The Eternal Refrain of Tyrants
On the way to work this morning, I tuned into the latest episode of the IKAR Podcast - "Rebellion to Tyrants is Obedience to God." As Rabbi Morris Panitz took his congregation beat by beat through the well-known introductory chapters of the book of Exodus - a new Pharaoh rises to power and enslaves the Israelites, G-d remembers the Israelites and sends Moses back to Egypt, Moses asks Pharaoh to let his people go - I realized two things.
First - Rabbi Panitz points out the strangeness of Exodus 1:8, which says that the new Pharaoh "did not know Joseph." How could Pharaoh not know about the man who had advised the previous Pharaoh, who had saved Egypt from famine, who had helped ensure the economic prosperity of this kingdom for an entire generation? Rabbi Panitz suggests that this is a purposeful not-knowing, an intentional forgetting. Pharaoh chose to forget that Joseph and the Israelites were good, normal, helpful members of society, because it became useful for him to use them as a source of fear. He turned the Egyptians against their Jewish neighbors and exploited the Jews as a source of forced labor.
This intentional forgetting might seem strange to us today - but less so for our ancestors. Wasn't that the repeated experience of Jews in the Old World? They would become citizens of a new nation. They would take on essential economic jobs like bankers and merchants (because it was commonly illegal for Jews to own land, and considered immoral for Christians to charge interest). They would help the nation prosper as good, normal, helpful members of society... and then, out of nowhere, the leaders of that nation would "forget" the Jews, rile up the people against them, seize their possessions, and kick them out or kill them.
Our ancestors, writing the story of Moses and Pharaoh into the Torah for the first time, told it through the lens of their current experiences. Mythology is often incredibly useful as an illustration of the present-day world, full of lessons for the future. This ancient story tells us to be cautious - no matter how "useful" we make ourselves, no matter how much we assimilate or try to prove that we're just like everyone else - when a nation's leader needs a scapegoat, they will not remember that we were good, normal, and helpful. They will "forget" us.
Our ancestors knew, and we must remember - we need to see the malice behind such "forgetting," and we cannot allow ourselves to go along with our leaders as they "forget" someone else. We must think for ourselves, remember for ourselves, and speak up for ourselves.
Second - when Pharaoh first came into power, he "did not know Joseph." When Moses first asked Pharaoh to let his people go so that they may worship their god, Pharaoh said, "I do not know this god."
Whenever someone confronts Donald Trump about the awful acts of his administration, what does he say? "I don't know anything about that."
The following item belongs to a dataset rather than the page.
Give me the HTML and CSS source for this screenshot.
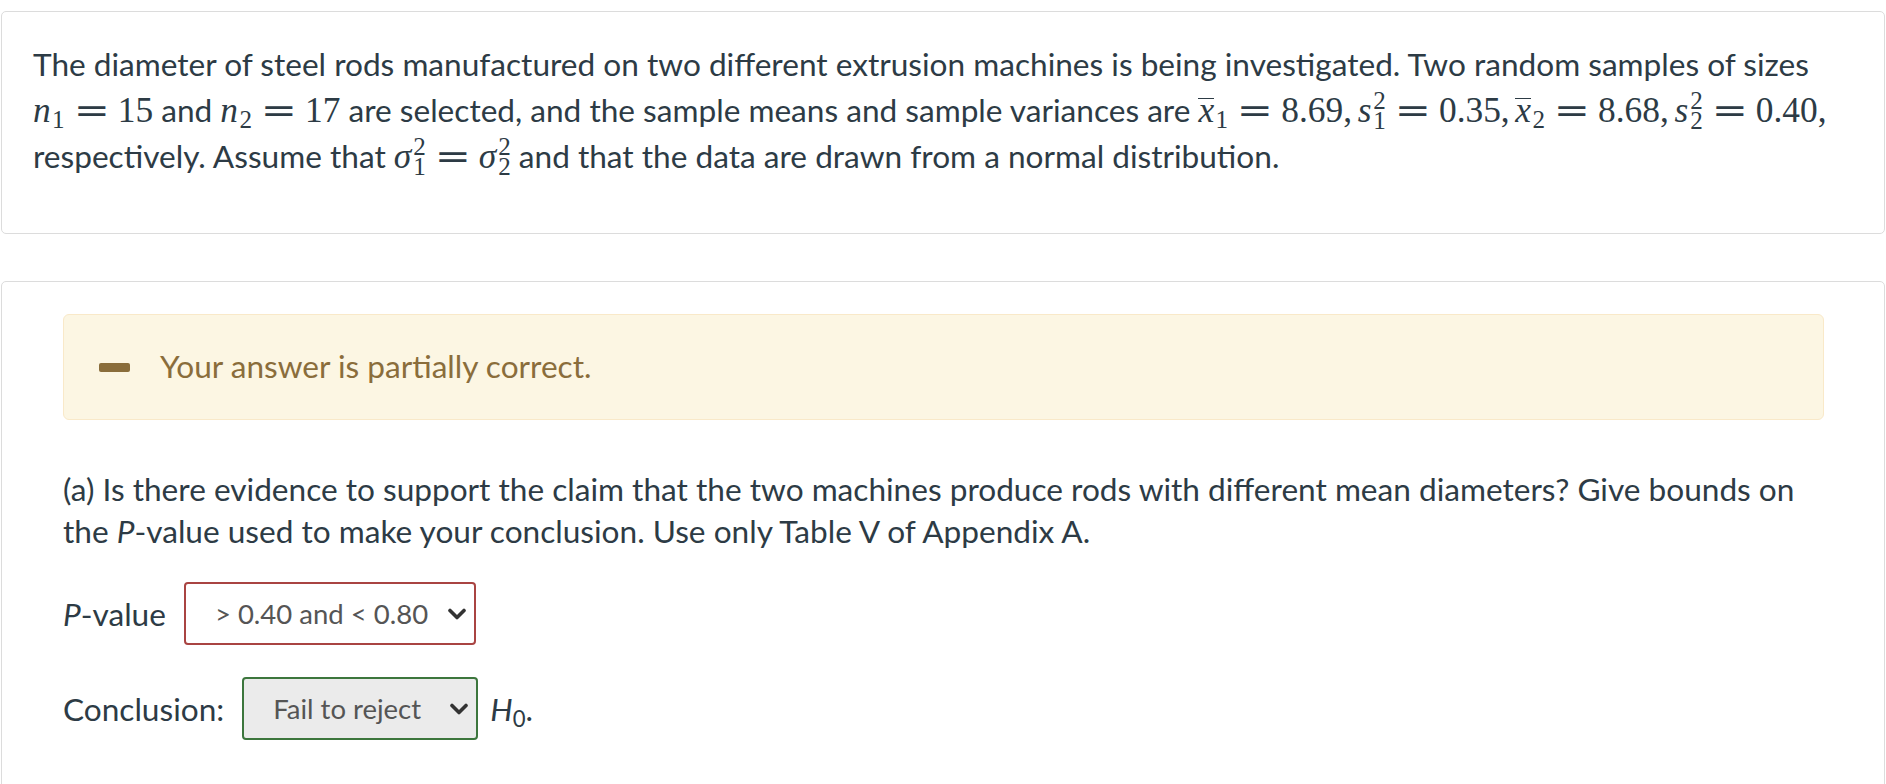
FILE: index.html
```html
<!DOCTYPE html>
<html lang="en">
<head>
<meta charset="utf-8">
<title>Question</title>
<link rel="stylesheet" href="styles.css">
</head>
<body>
<div class="page">
  <section class="card card-question">
    <p class="stem">The diameter of steel rods manufactured on two different extrusion machines is being investigated. Two random samples of sizes <span class="m"><i>n</i><sub>1</sub><span class="rel">=</span>15</span> and <span class="m"><i>n</i><sub>2</sub><span class="rel">=</span>17</span> are selected, and the sample means and sample variances are <span class="m"><i class="bar">x</i><sub>1</sub><span class="rel">=</span>8.69,<span class="thin"></span><i>s</i><span class="ss"><span>2</span><span>1</span></span><span class="rel">=</span>0.35,<span class="thin"></span><i class="bar">x</i><sub>2</sub><span class="rel">=</span>8.68,<span class="thin"></span><i>s</i><span class="ss"><span>2</span><span>2</span></span><span class="rel">=</span>0.40,</span> respectively. Assume that <span class="m"><i>σ</i><span class="ss"><span>2</span><span>1</span></span><span class="rel">=</span><i>σ</i><span class="ss"><span>2</span><span>2</span></span></span> and that the data are drawn from a normal distribution.</p>
  </section>

  <section class="card card-answer">
    <div class="alert">
      <span class="minus" aria-hidden="true"></span>
      <span class="alert-text">Your answer is partially correct.</span>
    </div>

    <p class="part">(a) Is there evidence to support the claim that the two machines produce rods with different mean diameters? Give bounds on the <i>P</i>-value used to make your conclusion. Use only Table V of Appendix A.</p>

    <div class="row row-p">
      <span class="lbl"><i>P</i>-value</span>
      <div class="sel sel-error">
        <span class="sel-text">&gt; 0.40 and &lt; 0.80</span>
        <svg class="chev" width="18" height="12" viewBox="0 0 18 12"><path d="M2 2.5 L9 9.5 L16 2.5" fill="none" stroke="#333" stroke-width="3.6" stroke-linecap="round" stroke-linejoin="round"/></svg>
      </div>
    </div>

    <div class="row row-c">
      <span class="lbl">Conclusion:</span>
      <div class="sel sel-ok">
        <span class="sel-text">Fail to reject</span>
        <svg class="chev" width="18" height="12" viewBox="0 0 18 12"><path d="M2 2.5 L9 9.5 L16 2.5" fill="none" stroke="#333" stroke-width="3.6" stroke-linecap="round" stroke-linejoin="round"/></svg>
      </div>
      <span class="h0"><i>H</i><sub>0</sub>.</span>
    </div>
  </section>
</div>
</body>
</html>
```

FILE: styles.css
```css
html, body {
  margin: 0;
  padding: 0;
  background: #ffffff;
}

body {
  font-family: Lato, "Open Sans", "Liberation Sans", sans-serif;
  font-size: 31.6px;
  color: #2d3b45;
  overflow: hidden;
}

.page {
  display: flex;
  flex-direction: column;
  padding: 11px 0 0 1px;
  gap: 47px;
  width: 1885px;
  box-sizing: border-box;
}

.card {
  border: 1px solid #dcdcdc;
  border-radius: 5px;
  background: #fff;
}

.card-question {
  padding: 29px 31px 54px 31px;
}

.stem {
  margin: 0;
  line-height: 46px;
}

/* inline math */
.m {
  font-family: "Liberation Serif", "Times New Roman", serif;
  font-size: 1.12em;
  white-space: nowrap;
  line-height: 1;
}
.m i {
  font-style: italic;
  margin-right: 0.04em;
}
.m sub {
  font-size: 0.71em;
  vertical-align: -0.24em;
  line-height: 0;
}
.rel {
  display: inline-block;
  font-family: "DejaVu Serif", serif;
  width: 0.9em;
  text-align: center;
  transform: scaleX(1.22);
  margin: 0 0.28em 0 0.32em;
}
.thin {
  display: inline-block;
  width: 0.16em;
}
.bar {
  display: inline-block;
  border-top: 1.5px solid currentColor;
  line-height: 0.62;
  padding-top: 0.04em;
}
.ss {
  display: inline-flex;
  flex-direction: column;
  vertical-align: 0.52em;
  font-size: 0.71em;
  line-height: 0.8;
  margin-left: 0.02em;
}

.card-answer {
  padding: 32px 60px 60px 61px;
  display: flex;
  flex-direction: column;
}

.alert {
  display: flex;
  align-items: center;
  height: 106px;
  box-sizing: border-box;
  padding-left: 35px;
  background: #fcf6e3;
  border: 1.5px solid #f9e9c9;
  border-radius: 6px;
  color: #8a6d3b;
}
.minus {
  width: 31px;
  height: 9px;
  border-radius: 2px;
  background: #8a6d3b;
  margin-right: 30px;
}
.alert-text {
  line-height: 1;
}

.part {
  margin: 48px 0 0 0;
  line-height: 42px;
}

.row {
  display: flex;
  align-items: center;
}
.row-p {
  margin-top: 30px;
}
.row-c {
  margin-top: 32px;
}

.lbl {
  margin-right: 18px;
}

.sel {
  display: flex;
  align-items: center;
  justify-content: space-between;
  box-sizing: border-box;
  height: 63px;
  border-radius: 4px;
  color: #555;
  padding: 0 8px 0 29px;
  font-size: 27.5px;
}
.sel-error {
  width: 292px;
  border: 2px solid #a94442;
  background: #fff;
}
.sel-ok {
  width: 236px;
  border: 2px solid #3c763d;
  background: #ebebeb;
}
.sel-text {
  line-height: 1;
}
.chev {
  display: block;
}

.h0 {
  margin-left: 12px;
}
.h0 sub {
  font-size: 0.7em;
  vertical-align: -0.25em;
  line-height: 0;
}
```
It's troubling, and yet somehow reassuring, that tyrants have always been the same. They have always seized as much power as they could. They have always shaken off responsibility for their crimes with feeble excuses. And, though it may take a long and difficult road to achieve it, they have always fallen in the face of resistance. Fascism and tyranny are old, tired playbooks. We will outlast them.